At the moment I’m implementing it (very poorly) using the following code:

(BankAccount.select(:user_id).uniq + CreditAccount.select(:user_id) + ...).uniq.count

I’ve played around a lot with some joins, however I’m not getting any results. For example, I’ve tried User.joins(:bank_accounts, :credit_accounts).uniq.count however I don’t appear to be getting any results.

Any help would be greatly appreciated, thanks!


(Pedro Moreira) #2

@zackfern, when you run the User.joins(:bank_accounts, :credit_accounts).uniq.count, what do you get in the console?


(Zack Fernandes) #3

@pedromoreira I actually get some weird results.

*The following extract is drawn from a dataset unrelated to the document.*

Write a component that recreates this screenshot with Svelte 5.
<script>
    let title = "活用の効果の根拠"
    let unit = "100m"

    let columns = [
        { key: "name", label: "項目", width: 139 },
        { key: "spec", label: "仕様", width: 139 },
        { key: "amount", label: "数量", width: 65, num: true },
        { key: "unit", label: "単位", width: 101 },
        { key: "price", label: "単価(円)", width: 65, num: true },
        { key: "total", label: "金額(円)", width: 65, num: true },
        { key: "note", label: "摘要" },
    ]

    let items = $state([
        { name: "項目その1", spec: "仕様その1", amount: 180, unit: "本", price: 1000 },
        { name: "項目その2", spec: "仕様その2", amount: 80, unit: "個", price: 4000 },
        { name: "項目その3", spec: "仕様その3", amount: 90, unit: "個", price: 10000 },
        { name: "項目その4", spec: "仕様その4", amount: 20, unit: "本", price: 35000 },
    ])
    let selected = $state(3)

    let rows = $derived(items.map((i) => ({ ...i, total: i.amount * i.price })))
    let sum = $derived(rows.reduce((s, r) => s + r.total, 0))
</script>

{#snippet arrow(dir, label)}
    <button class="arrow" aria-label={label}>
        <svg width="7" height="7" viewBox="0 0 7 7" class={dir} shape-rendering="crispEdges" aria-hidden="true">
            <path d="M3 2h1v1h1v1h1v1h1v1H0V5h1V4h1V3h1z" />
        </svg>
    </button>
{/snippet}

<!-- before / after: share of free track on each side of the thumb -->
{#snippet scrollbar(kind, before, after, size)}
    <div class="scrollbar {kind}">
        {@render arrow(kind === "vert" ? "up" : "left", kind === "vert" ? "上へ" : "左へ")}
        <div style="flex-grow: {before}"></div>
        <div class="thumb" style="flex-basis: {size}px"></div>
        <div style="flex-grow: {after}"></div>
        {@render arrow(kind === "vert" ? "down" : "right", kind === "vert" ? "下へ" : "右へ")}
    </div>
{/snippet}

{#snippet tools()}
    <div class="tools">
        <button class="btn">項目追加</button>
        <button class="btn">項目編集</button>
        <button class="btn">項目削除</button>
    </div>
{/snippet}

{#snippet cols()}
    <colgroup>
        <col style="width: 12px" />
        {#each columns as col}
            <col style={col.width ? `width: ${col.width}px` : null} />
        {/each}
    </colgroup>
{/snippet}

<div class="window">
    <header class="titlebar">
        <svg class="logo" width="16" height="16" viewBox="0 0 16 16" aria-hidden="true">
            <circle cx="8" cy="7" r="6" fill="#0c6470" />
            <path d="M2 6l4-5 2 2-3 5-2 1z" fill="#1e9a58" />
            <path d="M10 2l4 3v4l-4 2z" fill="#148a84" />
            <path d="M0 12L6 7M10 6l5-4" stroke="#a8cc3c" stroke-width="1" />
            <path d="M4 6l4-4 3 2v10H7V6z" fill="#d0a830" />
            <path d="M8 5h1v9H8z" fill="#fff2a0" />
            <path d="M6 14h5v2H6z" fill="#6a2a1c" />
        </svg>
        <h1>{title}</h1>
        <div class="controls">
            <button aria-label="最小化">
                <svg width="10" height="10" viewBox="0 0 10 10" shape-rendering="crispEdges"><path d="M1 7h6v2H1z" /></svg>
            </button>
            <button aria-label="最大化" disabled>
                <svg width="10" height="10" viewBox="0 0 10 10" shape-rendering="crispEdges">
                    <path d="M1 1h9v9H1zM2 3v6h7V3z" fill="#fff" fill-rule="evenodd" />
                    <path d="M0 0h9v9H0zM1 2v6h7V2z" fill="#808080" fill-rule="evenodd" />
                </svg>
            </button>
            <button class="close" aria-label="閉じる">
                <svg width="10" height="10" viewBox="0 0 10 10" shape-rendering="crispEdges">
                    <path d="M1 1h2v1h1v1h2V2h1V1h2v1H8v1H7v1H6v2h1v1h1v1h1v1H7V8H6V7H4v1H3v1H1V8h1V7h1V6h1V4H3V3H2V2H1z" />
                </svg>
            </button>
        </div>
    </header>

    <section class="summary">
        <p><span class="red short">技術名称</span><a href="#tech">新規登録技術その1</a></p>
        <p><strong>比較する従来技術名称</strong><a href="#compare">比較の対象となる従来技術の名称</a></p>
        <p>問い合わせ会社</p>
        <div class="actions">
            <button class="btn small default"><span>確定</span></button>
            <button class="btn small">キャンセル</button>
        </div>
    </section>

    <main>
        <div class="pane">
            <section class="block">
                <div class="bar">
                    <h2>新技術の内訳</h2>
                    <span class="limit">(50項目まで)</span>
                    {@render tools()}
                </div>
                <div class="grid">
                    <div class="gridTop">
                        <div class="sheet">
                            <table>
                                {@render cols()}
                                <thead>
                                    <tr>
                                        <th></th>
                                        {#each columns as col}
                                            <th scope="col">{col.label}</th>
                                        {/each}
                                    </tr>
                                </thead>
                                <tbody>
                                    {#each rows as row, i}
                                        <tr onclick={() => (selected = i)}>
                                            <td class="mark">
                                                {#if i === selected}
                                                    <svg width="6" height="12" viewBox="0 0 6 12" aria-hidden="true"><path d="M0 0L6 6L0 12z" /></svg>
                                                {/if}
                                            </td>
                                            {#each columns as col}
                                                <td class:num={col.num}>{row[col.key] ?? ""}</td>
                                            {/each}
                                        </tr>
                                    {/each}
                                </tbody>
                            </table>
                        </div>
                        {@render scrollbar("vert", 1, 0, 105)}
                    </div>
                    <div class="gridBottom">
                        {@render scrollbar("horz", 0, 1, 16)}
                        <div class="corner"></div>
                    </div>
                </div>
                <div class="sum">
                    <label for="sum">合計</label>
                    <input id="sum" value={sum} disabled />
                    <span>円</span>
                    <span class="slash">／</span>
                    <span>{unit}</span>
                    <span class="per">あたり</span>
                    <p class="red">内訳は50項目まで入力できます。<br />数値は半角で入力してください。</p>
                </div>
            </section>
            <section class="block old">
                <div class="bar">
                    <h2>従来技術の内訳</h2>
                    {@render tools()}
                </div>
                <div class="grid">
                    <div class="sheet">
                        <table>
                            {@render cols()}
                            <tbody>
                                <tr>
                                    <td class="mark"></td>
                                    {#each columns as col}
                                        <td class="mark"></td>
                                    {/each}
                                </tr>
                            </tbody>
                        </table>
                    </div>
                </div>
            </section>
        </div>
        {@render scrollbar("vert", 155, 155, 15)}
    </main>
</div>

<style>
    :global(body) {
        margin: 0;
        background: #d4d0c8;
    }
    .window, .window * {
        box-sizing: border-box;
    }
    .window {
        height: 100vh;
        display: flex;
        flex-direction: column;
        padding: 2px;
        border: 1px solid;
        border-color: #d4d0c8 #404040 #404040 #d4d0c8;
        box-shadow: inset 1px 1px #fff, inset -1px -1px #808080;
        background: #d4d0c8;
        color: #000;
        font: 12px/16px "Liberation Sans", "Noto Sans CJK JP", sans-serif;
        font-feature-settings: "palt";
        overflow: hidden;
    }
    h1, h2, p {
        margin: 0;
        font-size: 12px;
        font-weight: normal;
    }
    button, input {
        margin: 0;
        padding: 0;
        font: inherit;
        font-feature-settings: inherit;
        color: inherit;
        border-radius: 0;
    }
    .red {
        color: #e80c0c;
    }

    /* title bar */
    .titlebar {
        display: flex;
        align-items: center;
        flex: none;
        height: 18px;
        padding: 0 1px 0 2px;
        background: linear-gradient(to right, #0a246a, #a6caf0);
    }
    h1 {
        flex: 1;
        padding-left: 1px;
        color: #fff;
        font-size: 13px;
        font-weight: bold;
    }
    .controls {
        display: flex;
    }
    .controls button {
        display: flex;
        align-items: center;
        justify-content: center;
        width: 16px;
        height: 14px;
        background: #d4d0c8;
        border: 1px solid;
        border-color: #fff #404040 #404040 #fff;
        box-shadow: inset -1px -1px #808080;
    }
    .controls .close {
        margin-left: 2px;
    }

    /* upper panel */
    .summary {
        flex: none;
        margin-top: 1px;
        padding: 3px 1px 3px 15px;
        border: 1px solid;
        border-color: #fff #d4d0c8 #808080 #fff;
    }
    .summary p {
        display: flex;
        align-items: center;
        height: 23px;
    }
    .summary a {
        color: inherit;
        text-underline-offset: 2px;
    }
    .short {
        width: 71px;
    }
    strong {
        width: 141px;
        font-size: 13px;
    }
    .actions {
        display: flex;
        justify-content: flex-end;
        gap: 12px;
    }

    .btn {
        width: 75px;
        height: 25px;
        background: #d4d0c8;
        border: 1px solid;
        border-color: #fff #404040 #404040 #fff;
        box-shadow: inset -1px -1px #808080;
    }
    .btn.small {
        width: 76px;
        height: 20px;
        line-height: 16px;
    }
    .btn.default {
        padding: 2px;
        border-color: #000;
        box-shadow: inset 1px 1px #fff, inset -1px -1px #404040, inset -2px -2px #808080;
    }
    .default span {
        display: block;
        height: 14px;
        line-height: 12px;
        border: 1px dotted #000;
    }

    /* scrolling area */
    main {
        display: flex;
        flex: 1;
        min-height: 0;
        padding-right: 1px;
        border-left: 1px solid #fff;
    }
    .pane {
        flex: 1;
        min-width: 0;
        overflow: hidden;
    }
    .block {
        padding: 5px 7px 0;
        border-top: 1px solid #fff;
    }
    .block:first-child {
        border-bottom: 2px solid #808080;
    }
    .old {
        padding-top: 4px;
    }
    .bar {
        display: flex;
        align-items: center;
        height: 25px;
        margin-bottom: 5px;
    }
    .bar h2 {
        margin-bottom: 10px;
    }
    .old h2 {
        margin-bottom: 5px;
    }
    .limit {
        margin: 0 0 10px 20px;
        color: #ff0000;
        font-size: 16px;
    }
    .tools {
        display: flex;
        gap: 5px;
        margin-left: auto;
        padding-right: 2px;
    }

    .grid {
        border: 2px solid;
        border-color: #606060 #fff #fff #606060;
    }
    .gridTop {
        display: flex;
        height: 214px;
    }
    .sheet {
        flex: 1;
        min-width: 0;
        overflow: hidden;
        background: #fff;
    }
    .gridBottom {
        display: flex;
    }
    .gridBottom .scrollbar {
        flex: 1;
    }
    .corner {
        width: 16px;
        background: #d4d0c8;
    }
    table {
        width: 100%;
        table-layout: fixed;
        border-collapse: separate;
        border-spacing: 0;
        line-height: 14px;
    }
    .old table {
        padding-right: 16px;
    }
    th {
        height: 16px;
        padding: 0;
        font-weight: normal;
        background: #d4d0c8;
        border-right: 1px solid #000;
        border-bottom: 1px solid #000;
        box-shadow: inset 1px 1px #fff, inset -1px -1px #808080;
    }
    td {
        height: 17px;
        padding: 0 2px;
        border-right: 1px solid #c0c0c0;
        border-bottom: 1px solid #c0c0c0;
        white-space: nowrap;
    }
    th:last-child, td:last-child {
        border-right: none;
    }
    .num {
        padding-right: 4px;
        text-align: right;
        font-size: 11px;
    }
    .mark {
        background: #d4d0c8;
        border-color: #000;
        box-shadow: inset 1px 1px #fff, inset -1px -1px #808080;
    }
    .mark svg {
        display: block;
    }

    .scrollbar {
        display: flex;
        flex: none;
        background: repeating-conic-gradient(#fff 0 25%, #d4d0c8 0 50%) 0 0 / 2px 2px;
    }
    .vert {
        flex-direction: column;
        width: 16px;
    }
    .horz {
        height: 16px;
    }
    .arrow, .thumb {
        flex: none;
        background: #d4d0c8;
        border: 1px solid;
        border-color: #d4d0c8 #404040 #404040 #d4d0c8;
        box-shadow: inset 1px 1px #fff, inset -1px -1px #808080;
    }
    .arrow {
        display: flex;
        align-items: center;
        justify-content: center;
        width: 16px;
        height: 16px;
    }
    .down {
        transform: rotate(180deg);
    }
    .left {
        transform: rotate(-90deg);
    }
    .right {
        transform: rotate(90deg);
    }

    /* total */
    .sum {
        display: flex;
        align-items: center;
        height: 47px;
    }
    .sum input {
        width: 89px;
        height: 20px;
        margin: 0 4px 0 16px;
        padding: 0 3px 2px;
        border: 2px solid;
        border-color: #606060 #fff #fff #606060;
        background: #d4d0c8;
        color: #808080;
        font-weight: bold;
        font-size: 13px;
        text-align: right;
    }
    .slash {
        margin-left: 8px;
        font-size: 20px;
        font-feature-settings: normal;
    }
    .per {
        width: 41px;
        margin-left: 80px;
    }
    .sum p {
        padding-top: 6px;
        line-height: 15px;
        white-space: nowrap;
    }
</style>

For the line above, I get:

User.joins(:bank_accounts, :credit_accounts).uniq.count
(3.9ms) SELECT DISTINCT COUNT(DISTINCT "users"."id") FROM "users" INNER JOIN "bank_accounts" ON "bank_accounts"."user_id" = "users"."id" INNER JOIN "credit_accounts" ON "credit_accounts"."user_id" = "users"."id"
=> 0

Now, if I try User.joins(:bank_accounts).uniq.count I get the desired result of 1 with the SQL query SELECT DISTINCT COUNT(DISTINCT "users"."id") FROM "users" INNER JOIN "bank_accounts" ON "bank_accounts"."user_id" = "users"."id"

Oddly enough, if I try User.joins(:credit_accounts).uniq.count I get 0 (where I should get 1) with the SQL SELECT DISTINCT COUNT(DISTINCT "users"."id") FROM "users" INNER JOIN "credit_accounts" ON "credit_accounts"."user_id" = "users"."id"

Thanks!


(Pedro Moreira) #4

That’s strange, everything seems ok with SQL generated. I’d remove the .count from the expression and take a look at what is returned to try and figure it out.